Recently, the transfer of IGPs in the three large provinces has heralded new records of erratic decision-making, with extremely negative ramifications for law enforcement during a challenging period of transition in the country.
In the past two years, five IGPs have been posted in Punjab, whereas in Khyber Pakhtunkhwa, the number of postings has totalled four. In Sindh, due to resistance by civil society and political parties at the centre, IGP postings have been less frequent, but the provincial government seems to be in perpetual conflict with its own police chief, thus creating chaos in law enforcement. The government must realise that such confusion and disarray in governance is the outcome of flawed decisions that breed uncertainty and are inimical to economic activity.

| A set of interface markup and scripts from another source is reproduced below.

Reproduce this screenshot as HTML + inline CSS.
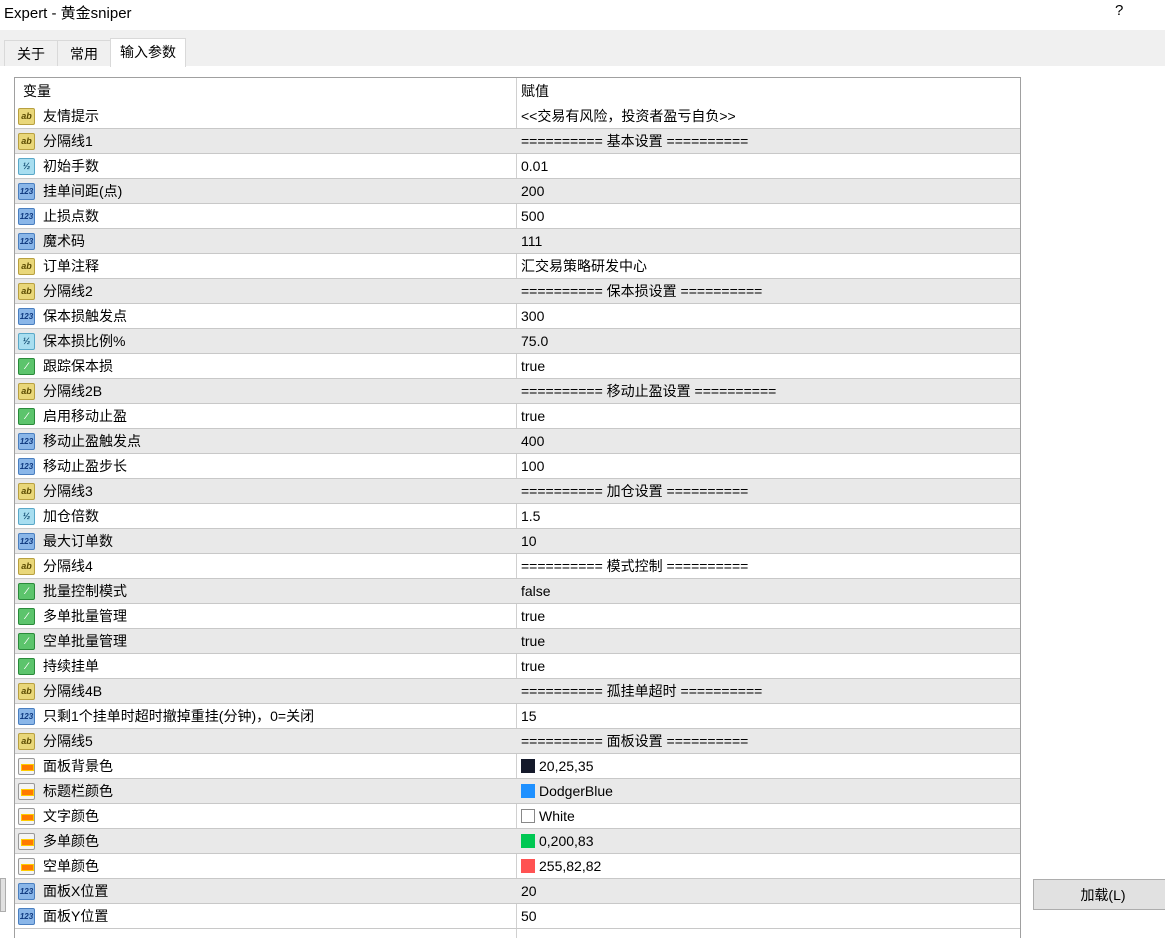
<!DOCTYPE html><html><head><meta charset="utf-8"><style>
body{margin:0;width:1165px;height:930px;overflow:hidden;background:#fff;font-family:"Liberation Sans","Noto Sans CJK SC",sans-serif;font-size:14px;color:#000;position:relative}
.title{position:absolute;left:4px;top:2px;font-size:15px}
.q{position:absolute;left:1115px;top:2px;font-size:15px}
.band{position:absolute;left:0;top:30px;width:1165px;height:36px;background:#f0f0f0}
.tab{position:absolute;top:40px;height:26px;border:1px solid #d9d9d9;border-bottom:none;background:#f0f0f0;line-height:26px;text-align:center;box-sizing:border-box}
.tab.a{background:#fff;top:38px;height:29px}
.tbl{position:absolute;left:14px;top:77px;width:1005px;height:860px;border-left:1px solid #a0a0a0;border-right:1px solid #a0a0a0;border-top:1px solid #a0a0a0}
.hdr{height:26px;line-height:27px;position:relative}
.r{height:24px;border-bottom:1px solid #c8c8c8;position:relative;line-height:25px}
.g{background:#e9e9e9}
.n{position:absolute;left:28px}
.v{position:absolute;left:506px}
.d{position:absolute;left:501px;top:0;bottom:0;border-left:1px solid #d0d0d0}
.i{position:absolute;left:3px;top:4px;width:17px;height:17px;border-radius:2px;font-size:9px;font-weight:bold;line-height:15px;text-align:center;box-sizing:border-box;border:1px solid}
.ab{background:#e9d77a;border-color:#b8a040;color:#5a4a00}
.n1{background:#8ab6e8;border-color:#4a7fc0;color:#103a80;font-size:8px}
.h{background:#a8def0;border-color:#5aa8c8;color:#104a70}
.b{background:#5cc46c;border-color:#2a8a3a;color:#fff}
.c{background:#f4f4f4;border-color:#999}
.c:after{content:"";position:absolute;left:2px;top:5px;width:11px;height:5px;background:#ff7a00;border:1px solid #ffcc00}
.sw{display:inline-block;width:14px;height:14px;vertical-align:-2px;margin-right:4px;box-sizing:border-box}
.btn{position:absolute;left:1033px;top:879px;width:140px;height:31px;background:#e1e1e1;border:1px solid #adadad;box-sizing:border-box;text-align:center;line-height:30px}
.lb{position:absolute;left:0;top:878px;width:4px;height:32px;background:#e1e1e1;border:1px solid #adadad}
</style></head><body>
<div class="title">Expert - 黄金sniper</div><div class="q">?</div>
<div class="band"></div>
<div class="tab" style="left:4px;width:54px">关于</div>
<div class="tab" style="left:57px;width:54px">常用</div>
<div class="tab a" style="left:110px;width:76px">输入参数</div>
<div class="lb"></div>
<div class="tbl">
<div class="d"></div>
<div class="hdr"><span style="position:absolute;left:8px">变量</span><span class="v">赋值</span></div>
<div class="r"><i class="i ab">ab</i><span class="n">友情提示</span><span class="v">&lt;&lt;交易有风险，投资者盈亏自负&gt;&gt;</span></div>
<div class="r g"><i class="i ab">ab</i><span class="n">分隔线1</span><span class="v">========== 基本设置 ==========</span></div>
<div class="r"><i class="i h">½</i><span class="n">初始手数</span><span class="v">0.01</span></div>
<div class="r g"><i class="i n1">123</i><span class="n">挂单间距(点)</span><span class="v">200</span></div>
<div class="r"><i class="i n1">123</i><span class="n">止损点数</span><span class="v">500</span></div>
<div class="r g"><i class="i n1">123</i><span class="n">魔术码</span><span class="v">111</span></div>
<div class="r"><i class="i ab">ab</i><span class="n">订单注释</span><span class="v">汇交易策略研发中心</span></div>
<div class="r g"><i class="i ab">ab</i><span class="n">分隔线2</span><span class="v">========== 保本损设置 ==========</span></div>
<div class="r"><i class="i n1">123</i><span class="n">保本损触发点</span><span class="v">300</span></div>
<div class="r g"><i class="i h">½</i><span class="n">保本损比例%</span><span class="v">75.0</span></div>
<div class="r"><i class="i b">⁄</i><span class="n">跟踪保本损</span><span class="v">true</span></div>
<div class="r g"><i class="i ab">ab</i><span class="n">分隔线2B</span><span class="v">========== 移动止盈设置 ==========</span></div>
<div class="r"><i class="i b">⁄</i><span class="n">启用移动止盈</span><span class="v">true</span></div>
<div class="r g"><i class="i n1">123</i><span class="n">移动止盈触发点</span><span class="v">400</span></div>
<div class="r"><i class="i n1">123</i><span class="n">移动止盈步长</span><span class="v">100</span></div>
<div class="r g"><i class="i ab">ab</i><span class="n">分隔线3</span><span class="v">========== 加仓设置 ==========</span></div>
<div class="r"><i class="i h">½</i><span class="n">加仓倍数</span><span class="v">1.5</span></div>
<div class="r g"><i class="i n1">123</i><span class="n">最大订单数</span><span class="v">10</span></div>
<div class="r"><i class="i ab">ab</i><span class="n">分隔线4</span><span class="v">========== 模式控制 ==========</span></div>
<div class="r g"><i class="i b">⁄</i><span class="n">批量控制模式</span><span class="v">false</span></div>
<div class="r"><i class="i b">⁄</i><span class="n">多单批量管理</span><span class="v">true</span></div>
<div class="r g"><i class="i b">⁄</i><span class="n">空单批量管理</span><span class="v">true</span></div>
<div class="r"><i class="i b">⁄</i><span class="n">持续挂单</span><span class="v">true</span></div>
<div class="r g"><i class="i ab">ab</i><span class="n">分隔线4B</span><span class="v">========== 孤挂单超时 ==========</span></div>
<div class="r"><i class="i n1">123</i><span class="n">只剩1个挂单时超时撤掉重挂(分钟)，0=关闭</span><span class="v">15</span></div>
<div class="r g"><i class="i ab">ab</i><span class="n">分隔线5</span><span class="v">========== 面板设置 ==========</span></div>
<div class="r"><i class="i c"></i><span class="n">面板背景色</span><span class="v"><span class="sw" style="background:#14192a"></span>20,25,35</span></div>
<div class="r g"><i class="i c"></i><span class="n">标题栏颜色</span><span class="v"><span class="sw" style="background:#1e90ff"></span>DodgerBlue</span></div>
<div class="r"><i class="i c"></i><span class="n">文字颜色</span><span class="v"><span class="sw" style="background:#fff;border:1px solid #888"></span>White</span></div>
<div class="r g"><i class="i c"></i><span class="n">多单颜色</span><span class="v"><span class="sw" style="background:#00c853"></span>0,200,83</span></div>
<div class="r"><i class="i c"></i><span class="n">空单颜色</span><span class="v"><span class="sw" style="background:#ff5252"></span>255,82,82</span></div>
<div class="r g"><i class="i n1">123</i><span class="n">面板X位置</span><span class="v">20</span></div>
<div class="r"><i class="i n1">123</i><span class="n">面板Y位置</span><span class="v">50</span></div>
</div>
<div class="btn">加载(L)</div>
</body></html>
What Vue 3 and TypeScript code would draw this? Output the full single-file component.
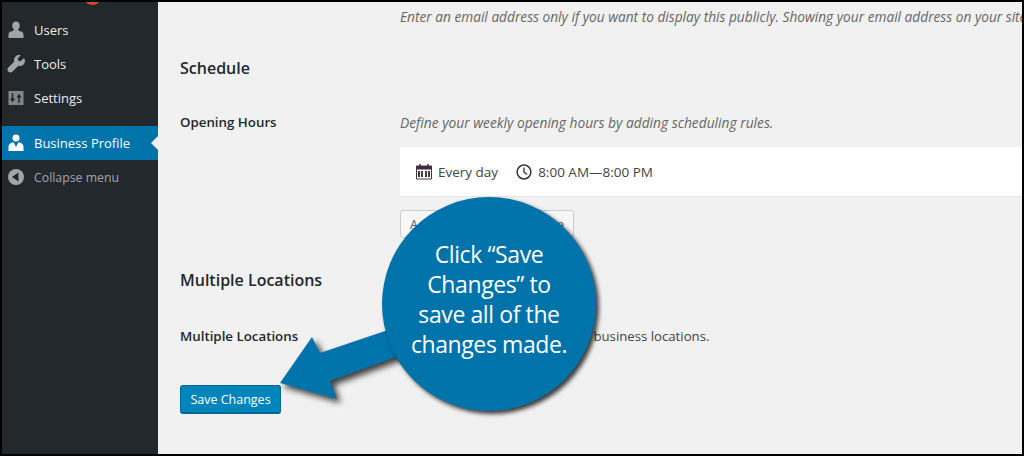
<script setup lang="ts">
interface MenuItem { label: string; icon: string }
const menu: MenuItem[] = [
  { label: 'Users', icon: 'user' },
  { label: 'Tools', icon: 'tool' },
  { label: 'Settings', icon: 'settings' },
]
const calloutLines: string[] = ['Click “Save', 'Changes” to', 'save all of the', 'changes made.']
</script>

<template>
  <div class="frame">
    <aside class="sidebar">
      <div class="clipped"><span class="bubble"></span></div>
      <div v-for="m in menu" :key="m.label" class="item">
        <svg class="ico" viewBox="0 0 20 20">
          <path v-if="m.icon === 'user'" fill="#a0a5aa" d="M10 1.500c2.400 0 3.800 1.900 3.800 4.200 0 1.700-.8 3.200-1.900 4 .2.600.7 1 1.600 1.300 2 .6 3.900 1.200 4 3.200V18H2.500v-3.800c.1-2 2-2.600 4-3.200.9-.3 1.400-.7 1.600-1.300-1.100-.8-1.900-2.300-1.900-4C6.200 3.400 7.600 1.500 10 1.500z"/>
          <path v-else-if="m.icon === 'tool'" fill="#a0a5aa" d="M17.700 4.200l-3.100 3.100-2.300-.6-.6-2.300 3.100-3.100c-1.800-.6-3.900-.2-5.300 1.200-1.400 1.400-1.800 3.400-1.200 5.100L2.200 13.700c-1 1-1 2.700 0 3.700l.4.400c1 1 2.700 1 3.700 0l6.100-6.100c1.700.6 3.700.2 5.100-1.200 1.400-1.400 1.800-3.500 1.200-5.300z"/>
          <template v-else>
            <rect x="2.500" y="3" width="15" height="14" fill="#82878c"/>
            <path d="M6.500 5v7M4.800 10.500l1.700 2.500 1.700-2.500M13 15V8M11.300 9.500 13 7l1.700 2.500" stroke="#23282d" stroke-width="1.500" fill="none"/>
          </template>
        </svg>
        <span>{{ m.label }}</span>
      </div>
      <div class="item active">
        <svg class="ico" viewBox="0 0 20 20">
          <circle cx="10" cy="5" r="3.500" fill="#fff"/>
          <path fill="#fff" d="M2.500 18v-4.500c0-2.200 2-3.800 5-4.300L10 14l2.500-4.800c3 .5 5 2.100 5 4.300V18z"/>
        </svg>
        <span>Business Profile</span>
        <i class="notch"></i>
      </div>
      <div class="item collapse">
        <svg class="ico" viewBox="0 0 20 20">
          <circle cx="10" cy="10" r="8" fill="#a0a5aa"/>
          <path d="M12.500 5.500v9L6 10z" fill="#23282d"/>
        </svg>
        <span>Collapse menu</span>
      </div>
    </aside>

    <main class="content">
      <div class="form">
        <p class="desc top">Enter an email address only if you want to display this publicly. Showing your email address on your site may cause you to receive spam.</p>
        <h2 class="section schedule">Schedule</h2>
        <div class="row hours">
          <div class="label">Opening Hours</div>
          <div class="field">
            <p class="desc rules">Define your weekly opening hours by adding scheduling rules.</p>
            <div class="card">
              <svg class="cal" viewBox="0 0 16 16">
                <path d="M.5 2.500h15v13H.5z" fill="none" stroke="#4a2f4a" stroke-width="1"/>
                <path d="M1 2.500h14V6H1z" fill="#3d2c3d"/>
                <path d="M3 7.500v6M6 7.500v6M10 7.500v6M13 7.500v6" stroke="#32282f" stroke-width="1.800"/>
                <path d="M4 .5v3M12 .5v3" stroke="#4a2f4a" stroke-width="1.500"/>
              </svg>
              <span class="when">Every day</span>
              <svg class="clock" viewBox="0 0 16 16">
                <circle cx="8" cy="8" r="6.900" fill="none" stroke="#3a3a3a" stroke-width="1.500"/>
                <path d="M8 3.500V8l3 2.500" fill="none" stroke="#3a3a3a" stroke-width="1.400"/>
              </svg>
              <span>8:00 AM—8:00 PM</span>
            </div>
            <button class="add" type="button">Add another opening time</button>
          </div>
        </div>
        <h2 class="section multi">Multiple Locations</h2>
        <div class="row locs">
          <div class="label">Multiple Locations</div>
          <div class="field"><span class="plain">This website includes multiple business locations.</span></div>
        </div>
        <button class="save" type="button">Save Changes</button>
      </div>
    </main>

    <svg class="arrow" viewBox="0 0 1024 456" width="1024" height="456">
      <path fill="#0073aa" d="M280 383 312 337 320 353 400 326 410 352 330 381 337 399z"/>
    </svg>
    <div class="callout">
      <span v-for="l in calloutLines" :key="l">{{ l }}</span>
    </div>
  </div>
</template>

<style>
html, body { margin: 0; background: #000; }
</style>

<style scoped>
.frame {
  position: relative;
  width: 1024px;
  height: 456px;
  box-sizing: border-box;
  border: 2px solid #000;
  display: flex;
  overflow: hidden;
  font-family: "Open Sans", sans-serif;
  font-size: 13.500px;
  color: #444;
  background: #f1f1f1;
}
.sidebar { width: 156px; flex: none; background: #23282d; color: #eee; font-size: 13px; }
.clipped { height: 11px; overflow: hidden; position: relative; }
.bubble {
  position: absolute; left: 83px; top: -9px;
  width: 15px; height: 12px; border-radius: 50%; background: #d54e21;
}
.item {
  position: relative;
  display: flex;
  align-items: center;
  height: 34px;
  padding-left: 4px;
  gap: 8px;
}
.ico { width: 20px; height: 20px; flex: none; }
.item.active { margin-top: 11px; background: #0073aa; color: #fff; }
.collapse { color: #a0a5aa; font-size: 12.300px; }
.notch {
  position: absolute; right: 0; top: 10px;
  border: 7px solid transparent; border-left: 0; border-right: 7px solid #f1f1f1;
}
.content { flex: 1; min-width: 0; overflow: hidden; }
.form { width: 1000px; padding-left: 22px; }
.desc { margin: 0; font-style: italic; font-size: 13.700px; color: #666; white-space: nowrap; }
.desc.rules { font-size: 13.780px; }
.desc.top { margin: 6px 0 0 220px; line-height: 18px; }
.section { margin: 0; font-size: 16px; font-weight: 600; color: #23282d; line-height: 22px; }
.schedule { margin-top: 31px; }
.row { display: flex; }
.label { width: 220px; flex: none; font-weight: 600; font-size: 13.300px; color: #23282d; line-height: 18px; }
.hours { margin-top: 34px; }
.field { min-width: 0; }
.card {
  margin-top: 15px;
  width: 700px;
  height: 49px;
  background: #fff;
  box-shadow: 0 1px 1px rgba(0,0,0,.04);
  display: flex;
  align-items: center;
  padding-left: 16px;
  box-sizing: content-box;
}
.cal { width: 16px; height: 17px; margin-right: 6px; }
.when { margin-right: 18px; }
.clock { width: 16px; height: 16px; margin-right: 6px; }
.add {
  display: block;
  margin-top: 14px;
  width: 174px;
  height: 28px;
  padding: 0;
  border: 1px solid #ccc;
  border-radius: 3px;
  background: #f7f7f7;
  color: #555;
  font: inherit;
  font-size: 12.600px;
  white-space: nowrap;
  overflow: hidden;
}
.multi { margin-top: 31px; }
.locs { margin-top: 36px; line-height: 18px; }
.plain { white-space: nowrap; font-size: 13.200px; margin-left: 6px; }
.save {
  display: block;
  margin-top: 40px;
  width: 101px;
  height: 29px;
  padding: 0;
  border: 1px solid #006799;
  border-bottom-width: 2px;
  border-radius: 3px;
  background: #0085ba;
  color: #fff;
  font: inherit;
  font-size: 12.500px;
}
.arrow {
  position: absolute; left: -2px; top: -2px;
  filter: drop-shadow(4px 4px 3px rgba(0,0,0,.75));
  pointer-events: none;
}
.callout {
  position: absolute;
  left: 380px; top: 195px;
  width: 214px; height: 214px;
  padding-bottom: 10px;
  box-sizing: border-box;
  border-radius: 50%;
  background: #0073aa;
  box-shadow: 3px 3px 4px rgba(0,0,0,.75);
  color: #fff;
  font-size: 23px;
  letter-spacing: -0.4px;
  line-height: 30px;
  display: flex;
  flex-direction: column;
  align-items: center;
  justify-content: center;
}
</style>
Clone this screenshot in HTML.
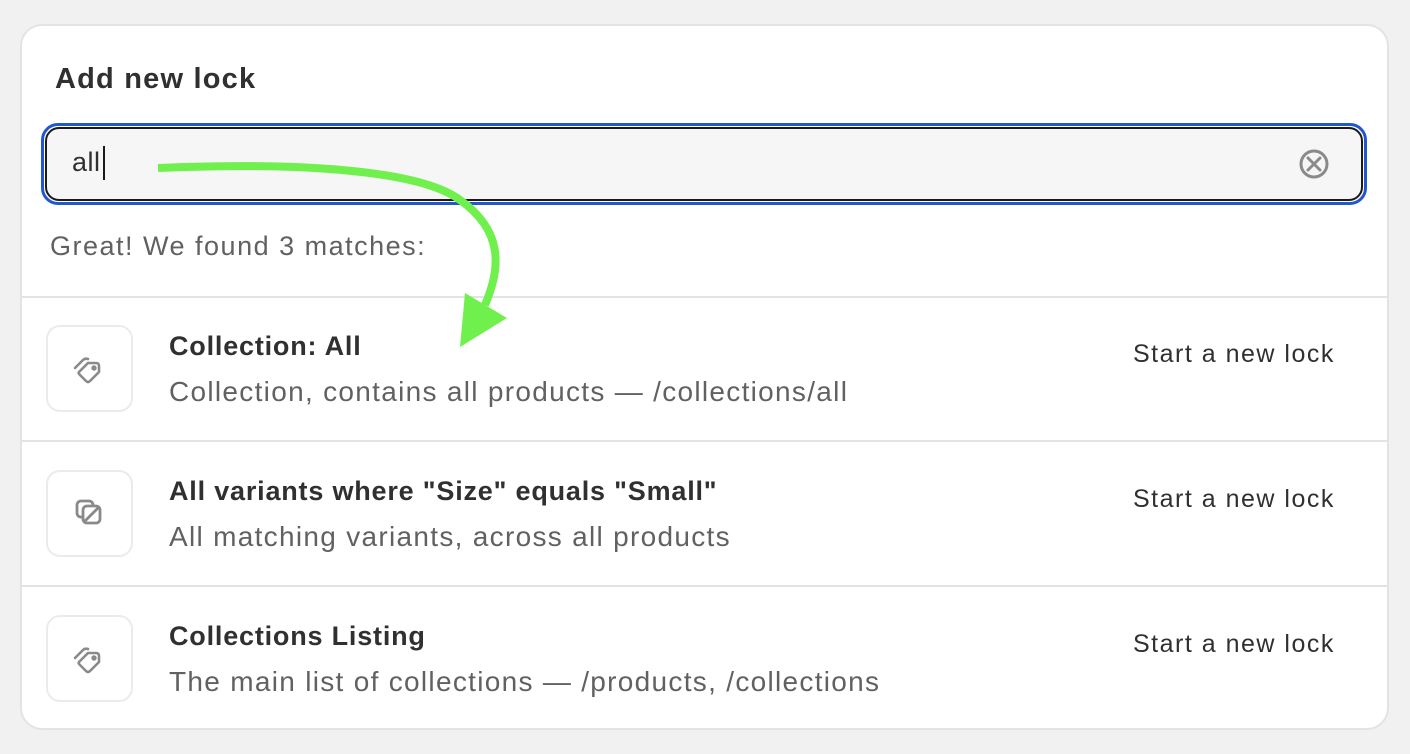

The much-trumpeted police reforms and rule of law will remain elusive until and unless the government decides to post IGPs in accordance with considerations of merit and professional capabilities. It has to understand that police officers are not the personal servants of the ruling party but rather servants of the state who are mandated to strictly follow the law. The police must be held accountable for any deviation in implementation of these laws. This is achievable, and all that needs to be done is to follow the clearly delineated path of the rule of law.
As an exemplar, London’s metropolitan police have managed this superbly. In our context, the government too should strictly follow the principle of fixed tenure of IGPs. British politicians have done this for more than a century despite the challenges of two world wars and ensuing societal upheavals. If they can do it, our political leadership — which professes commitment to the rule of law and the parliamentary system — can surely follow suit, thus earning the gratitude of the people who have suffered for more than seven decades due to a flawed, compromised and fractured policing system.
The writer is former IGP Sindh and convener of the Police Reforms Committee, Law and Justice Commission.